No recibí el año escribiendo, recibí el año pensando. De cualquier manera no creo que el tiempo sea este lastre que se va acumulando y que nos hace sentir menos completos cada día, menos suficientes.
No sé si alguna vez me he sentido suficiente para algo. Tal vez sí. Pero creer o sentir que uno es suficiente para algo no necesariamente es ser suficiente. Eso pensaba ayer. Tengo una continuidad, no tengo años. Y como soy como un fantasma en los recuerdos de los escritores mexicanos (un fantasma que nunca aparece) cuando publico otro libro parece que soy joven.

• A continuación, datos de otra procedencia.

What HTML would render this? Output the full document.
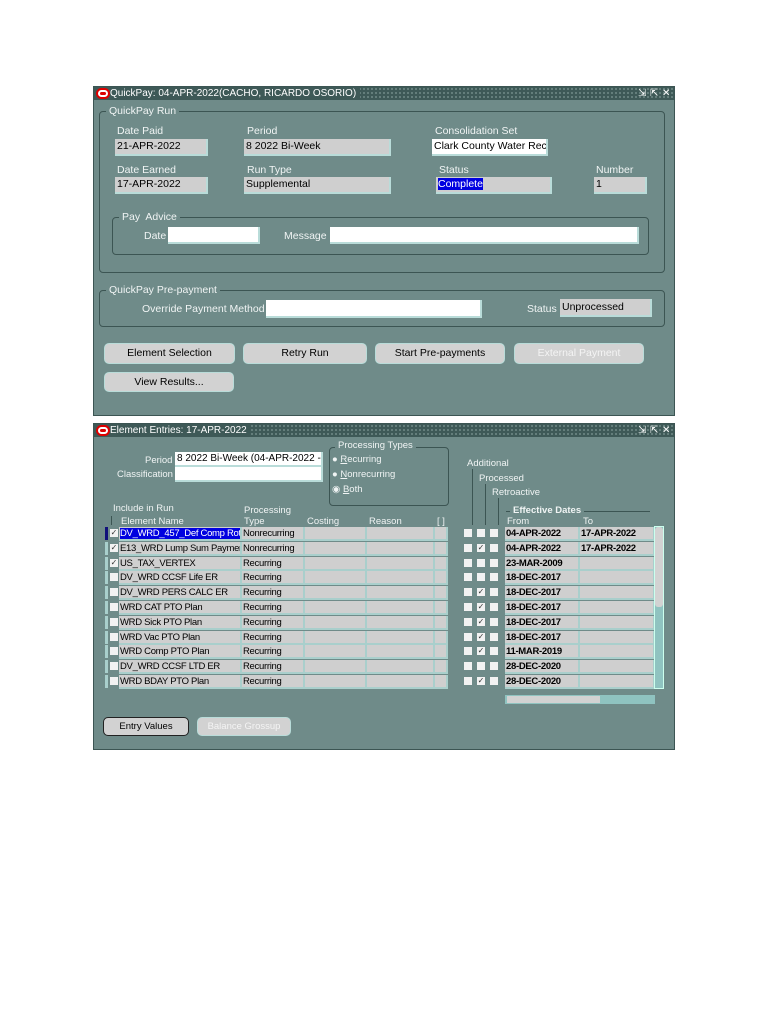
<!DOCTYPE html>
<html><head><meta charset="utf-8"><style>
*{margin:0;padding:0;box-sizing:border-box}
body{width:768px;height:1024px;background:#fff;position:relative;font-family:"Liberation Sans",Arial,sans-serif;overflow:hidden}
.a{position:absolute}
.win{position:absolute;background:#6f8b89;border:1px solid #3c5553}
.tb{position:absolute;left:0;right:0;top:0;height:13px;background:#3e5957;background-image:radial-gradient(#7d9794 0.7px,transparent 1px);background-size:4px 4px;color:#fff;font-size:10px;line-height:13px}
.tb span{background:#3e5957;padding:0 4px 0 2px}
.ol{display:inline-block;width:10px;height:7px;border:2px solid #fff;border-radius:4px;background:#d00;vertical-align:-1px;margin:0 2px 0 2px;box-shadow:0 0 0 2px #d00}
.lbl{position:absolute;font-size:10.5px;color:#f0f4f4;white-space:nowrap}
.f{position:absolute;background:#cfcfcf;border-right:2px solid #b9dcd9;border-bottom:2px solid #b9dcd9;font-size:10.5px;line-height:13px;padding-left:2px;padding-top:1px;white-space:nowrap;overflow:hidden;color:#000}
.w{background:#fff}
.grp{position:absolute;border:1px solid #3c5553;border-radius:4px}
.gl{position:absolute;background:#6f8b89;color:#f0f4f4;font-size:10.5px;padding:0 3px;white-space:nowrap}
.btn{position:absolute;background:#d2d2d2;border:1px solid #b9dcd9;border-radius:5px;font-size:10.5px;text-align:center;line-height:18px;color:#000}
.dis{color:#f4f4f4}
.cb{position:absolute;width:8px;height:8px;background:#f2f2f2;font-size:8px;line-height:8px;text-align:center;color:#333}
.tc{position:absolute;background:#cfcfcf;border-right:2px solid #a9cfcc;border-bottom:2px solid #a9cfcc;font-size:9.5px;line-height:13px;padding-left:1px;white-space:nowrap;overflow:hidden;letter-spacing:-0.3px}
.b{font-weight:bold}
.ic{position:absolute;color:#fff;font-size:10px;line-height:13px;top:0}
</style></head><body>

<div class="win" style="left:93px;top:86px;width:582px;height:330px">
 <div class="tb"><span><i class="ol"></i>QuickPay: 04-APR-2022(CACHO, RICARDO OSORIO)</span></div>
 <div class="ic" style="left:544px">⇲</div><div class="ic" style="left:556px">⇱</div><div class="ic" style="left:568px">✕</div>
 <div class="grp" style="left:5px;top:24px;width:566px;height:162px"></div>
 <div class="gl" style="left:12px;top:18px">QuickPay Run</div>
 <div class="lbl" style="left:23px;top:38px">Date Paid</div>
 <div class="f" style="left:21px;top:52px;width:93px;height:17px">21-APR-2022</div>
 <div class="lbl" style="left:153px;top:38px">Period</div>
 <div class="f" style="left:150px;top:52px;width:147px;height:17px">8 2022 Bi-Week</div>
 <div class="lbl" style="left:341px;top:38px">Consolidation Set</div>
 <div class="f w" style="left:338px;top:52px;width:116px;height:17px">Clark County Water Rec</div>
 <div class="lbl" style="left:23px;top:77px">Date Earned</div>
 <div class="f" style="left:21px;top:90px;width:93px;height:17px">17-APR-2022</div>
 <div class="lbl" style="left:153px;top:77px">Run Type</div>
 <div class="f" style="left:150px;top:90px;width:147px;height:17px">Supplemental</div>
 <div class="lbl" style="left:345px;top:77px">Status</div>
 <div class="f" style="left:342px;top:90px;width:116px;height:17px"><span style="background:#0000e0;color:#fff">Complete</span></div>
 <div class="lbl" style="left:502px;top:77px">Number</div>
 <div class="f" style="left:500px;top:90px;width:53px;height:17px">1</div>
 <div class="grp" style="left:18px;top:130px;width:537px;height:38px"></div>
 <div class="gl" style="left:25px;top:124px">Pay&nbsp; Advice</div>
 <div class="lbl" style="left:50px;top:143px">Date</div>
 <div class="f w" style="left:74px;top:140px;width:92px;height:17px">&nbsp;</div>
 <div class="lbl" style="left:190px;top:143px">Message</div>
 <div class="f w" style="left:236px;top:140px;width:309px;height:17px">&nbsp;</div>
 <div class="grp" style="left:5px;top:203px;width:566px;height:37px"></div>
 <div class="gl" style="left:12px;top:197px">QuickPay Pre-payment</div>
 <div class="lbl" style="left:48px;top:216px">Override Payment Method</div>
 <div class="f w" style="left:172px;top:213px;width:216px;height:18px">&nbsp;</div>
 <div class="lbl" style="left:433px;top:216px">Status</div>
 <div class="f" style="left:466px;top:212px;width:92px;height:18px;line-height:15px">Unprocessed</div>
 <div class="btn" style="left:10px;top:256px;width:131px;height:21px">Element Selection</div>
 <div class="btn" style="left:149px;top:256px;width:124px;height:21px">Retry Run</div>
 <div class="btn" style="left:281px;top:256px;width:130px;height:21px">Start Pre-payments</div>
 <div class="btn dis" style="left:420px;top:256px;width:130px;height:21px">External Payment</div>
 <div class="btn" style="left:10px;top:285px;width:130px;height:20px">View Results...</div>
</div>

<div class="win" style="left:93px;top:423px;width:582px;height:327px">
 <div class="tb"><span><i class="ol"></i>Element Entries: 17-APR-2022</span></div>
 <div class="ic" style="left:544px">⇲</div><div class="ic" style="left:556px">⇱</div><div class="ic" style="left:568px">✕</div>
 <div class="lbl" style="left:51px;top:31px;font-size:9.5px">Period</div>
 <div class="f w" style="left:81px;top:28px;width:148px;height:15px;font-size:10px;padding-top:0">8 2022 Bi-Week (04-APR-2022 - 17-APR</div>
 <div class="lbl" style="left:23px;top:45px;font-size:9.5px">Classification</div>
 <div class="f w" style="left:81px;top:43px;width:148px;height:15px">&nbsp;</div>
 <div class="grp" style="left:235px;top:23px;width:120px;height:59px"></div>
 <div class="gl" style="left:241px;top:16px;font-size:9.5px">Processing Types</div>
 <div class="lbl" style="left:238px;top:30px;font-size:9.5px">● <u>R</u>ecurring</div>
 <div class="lbl" style="left:238px;top:45px;font-size:9.5px">● <u>N</u>onrecurring</div>
 <div class="lbl" style="left:238px;top:60px;font-size:9.5px">◉ <u>B</u>oth</div>
 <div class="lbl" style="left:19px;top:79px;font-size:9.5px">Include in Run</div>
 <div class="a" style="left:17px;top:92px;width:1px;height:9px;background:#3c5553"></div>
 <div class="lbl" style="left:150px;top:81px;font-size:9.5px">Processing</div>
 <div class="lbl" style="left:27px;top:92px;font-size:9.5px">Element Name</div>
 <div class="lbl" style="left:150px;top:92px;font-size:9.5px">Type</div>
 <div class="lbl" style="left:213px;top:92px;font-size:9.5px">Costing</div>
 <div class="lbl" style="left:275px;top:92px;font-size:9.5px">Reason</div>
 <div class="lbl" style="left:343px;top:92px;font-size:9.5px">[ ]</div>
 <div class="lbl" style="left:373px;top:34px;font-size:9.5px">Additional</div>
 <div class="lbl" style="left:385px;top:49px;font-size:9.5px">Processed</div>
 <div class="lbl" style="left:398px;top:63px;font-size:9.5px">Retroactive</div>
 <div class="a" style="left:378px;top:45px;width:1px;height:56px;background:#3c5553"></div>
 <div class="a" style="left:391px;top:60px;width:1px;height:41px;background:#3c5553"></div>
 <div class="a" style="left:404px;top:74px;width:1px;height:27px;background:#3c5553"></div>
 <div class="a" style="left:412px;top:87px;width:144px;height:1px;background:#3c5553"></div>
 <div class="gl b" style="left:416px;top:81px;font-size:9.5px">Effective Dates</div>
 <div class="lbl" style="left:413px;top:92px;font-size:9.5px">From</div>
 <div class="lbl" style="left:489px;top:92px;font-size:9.5px">To</div>
 <div id="rows"></div>
 <div class="a" style="left:560px;top:102px;width:10px;height:163px;background:#8fc3c0;border:1px solid #cfe;"></div>
 <div class="a" style="left:561px;top:103px;width:8px;height:80px;background:#d2d2d2;border-radius:3px"></div>
 <div class="a" style="left:411px;top:271px;width:150px;height:9px;background:#8fc3c0"></div>
 <div class="a" style="left:413px;top:272px;width:93px;height:7px;background:#d2d2d2"></div>
 <div class="btn" style="left:9px;top:293px;width:86px;height:19px;border:1px solid #222;line-height:17px;font-size:9.5px">Entry Values</div>
 <div class="btn dis" style="left:103px;top:293px;width:94px;height:19px;line-height:17px;font-size:9.5px">Balance Grossup</div>
</div>
<script>
var d=[["DV_WRD_457_Def Comp Roth","Nonrecurring",1,0,"04-APR-2022","17-APR-2022"],
["E13_WRD Lump Sum Payment","Nonrecurring",1,1,"04-APR-2022","17-APR-2022"],
["US_TAX_VERTEX","Recurring",1,0,"23-MAR-2009",""],
["DV_WRD CCSF Life ER","Recurring",0,0,"18-DEC-2017",""],
["DV_WRD PERS CALC ER","Recurring",0,1,"18-DEC-2017",""],
["WRD CAT PTO Plan","Recurring",0,1,"18-DEC-2017",""],
["WRD Sick PTO Plan","Recurring",0,1,"18-DEC-2017",""],
["WRD Vac PTO Plan","Recurring",0,1,"18-DEC-2017",""],
["WRD Comp PTO Plan","Recurring",0,1,"11-MAR-2019",""],
["DV_WRD CCSF LTD ER","Recurring",0,0,"28-DEC-2020",""],
["WRD BDAY PTO  Plan","Recurring",0,1,"28-DEC-2020",""]];
var h="";d.forEach(function(r,i){var t=103+i*14.8;
h+='<div class="a" style="left:11px;top:'+t+'px;width:3px;height:13px;background:'+(i==0?'#10107a':'#a9cfcc')+'"></div>';
h+='<div class="cb" style="left:16px;top:'+(t+2)+'px">'+(r[2]?'✓':'')+'</div>';
h+='<div class="tc" style="left:25px;top:'+t+'px;width:123px;height:14px">'+(i==0?'<span style="background:#0000e0;color:#fff">'+r[0]+'</span>':r[0])+'</div>';
h+='<div class="tc" style="left:148px;top:'+t+'px;width:63px;height:14px">'+r[1]+'</div>';
h+='<div class="tc" style="left:211px;top:'+t+'px;width:62px;height:14px"></div>';
h+='<div class="tc" style="left:273px;top:'+t+'px;width:68px;height:14px"></div>';
h+='<div class="tc" style="left:341px;top:'+t+'px;width:13px;height:14px"></div>';
h+='<div class="cb" style="left:370px;top:'+(t+2)+'px"></div>';
h+='<div class="cb" style="left:383px;top:'+(t+2)+'px">'+(r[3]?'✓':'')+'</div>';
h+='<div class="cb" style="left:396px;top:'+(t+2)+'px"></div>';
h+='<div class="tc b" style="left:411px;top:'+t+'px;width:75px;height:14px">'+r[4]+'</div>';
h+='<div class="tc b" style="left:486px;top:'+t+'px;width:75px;height:14px">'+r[5]+'</div>';});
document.getElementById("rows").innerHTML=h;
</script>
</body></html>
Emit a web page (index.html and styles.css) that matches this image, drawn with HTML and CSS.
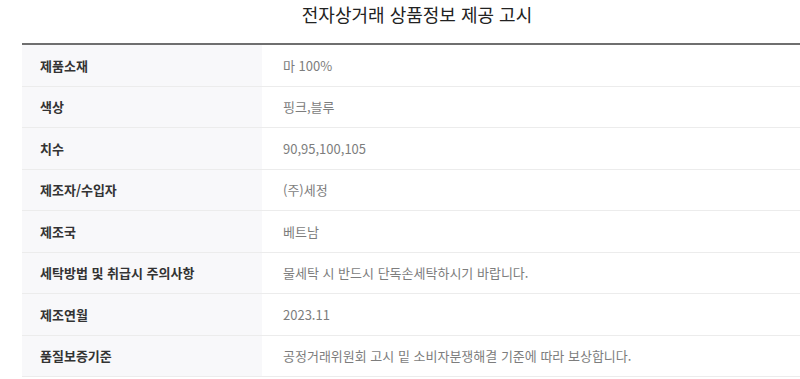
FILE: index.html
```html
<!DOCTYPE html>
<html lang="ko">
<head>
<meta charset="utf-8">
<link rel="stylesheet" href="styles.css">
</head>
<body>
<div class="wrap">
  <h2 class="title">전자상거래 상품정보 제공 고시</h2>
  <table class="info">
    <tr><th>제품소재</th><td>마 100%</td></tr>
    <tr><th>색상</th><td>핑크,블루</td></tr>
    <tr><th>치수</th><td>90,95,100,105</td></tr>
    <tr><th>제조자/수입자</th><td>(주)세정</td></tr>
    <tr><th>제조국</th><td>베트남</td></tr>
    <tr><th>세탁방법 및 취급시 주의사항</th><td>물세탁 시 반드시 단독손세탁하시기 바랍니다.</td></tr>
    <tr><th>제조연월</th><td>2023.11</td></tr>
    <tr><th>품질보증기준</th><td>공정거래위원회 고시 밑 소비자분쟁해결 기준에 따라 보상합니다.</td></tr>
  </table>
</div>
</body>
</html>
```

FILE: styles.css
```css
html, body {
  margin: 0;
  padding: 0;
  background: #fff;
  overflow: hidden;
}
body {
  font-family: "Noto Sans CJK KR", "Noto Sans", sans-serif;
  width: 800px;
  height: 379px;
}
.wrap {
  width: 790px;
  margin-left: 22px;
}
.title {
  margin: 0;
  padding-top: 2px;
  height: 43px;
  box-sizing: border-box;
  font-size: 18px;
  font-weight: 400;
  line-height: 25px;
  color: #222;
  text-align: center;
}
.info {
  width: 790px;
  border-collapse: collapse;
  border-top: 2px solid #6f6f6f;
}
.info th, .info td {
  height: 40.5px;
  padding: 0;
  border-bottom: 1px solid #ececec;
  font-size: 13px;
  text-align: left;
  vertical-align: middle;
}
.info th {
  width: 240px;
  padding-left: 18px;
  box-sizing: border-box;
  background: #f8f8fa;
  color: #333;
  font-weight: 700;
}
.info td {
  padding-left: 21px;
  color: #7d7d7d;
  font-weight: 400;
}
```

Soy de la firme creencia de que, uno de los primeros condicionamientos sociales que nos programa para obedecer, es la celebración del cumpleaños. ¿Cumplir qué? Pero no sólo nos programa a medir y a percibir el tiempo de forma lineal, nos programa para celebrar: hay que celebrar, porque uno es aries, piscis o sagitario. Esos condicionamientos se condensan cada vez más y más: en las redes sociales competimos por ser lo más celebrados, los más bonitos y los más felices. Yo celebré, por ejemplo, frente a un barraquito y una pulguita a las 7 de la mañana, de un día cualquiera (creo que era veintitantos de noviembre) el hecho de nada. Nada. Celebré nada. Porque en realidad no tenemos nada que celebrar. Nunca hemos tenido nada que celebrar. Pero crear rituales propios porque sí, porque la luz se siente fabulosa a las 7 de la mañana, y el camino empedrado y silencioso en tiempos de ciudades se vuelve ya algo mágico, y llegar a la cafetería y pagar 2 euros: 2 euros! había que celebrar. Una celebración no programada. Yo recuerdo así mi primera celebración: una sorpresa. Mi primera celebración fue una sorpresa mientras leía: más allá del cielo y las estrellas estás escondida tú, donde nadie puede verme y oírme, y hasta donde no llegan mis palabras... ese fue el momento en que el mundo me mostró que existía el tiempo, en esa frase que leí cuando tenía seis años y leí el libro completo... como si se tratara de comer un durazno... lo leí y lo olvidé. Así es el tiempo.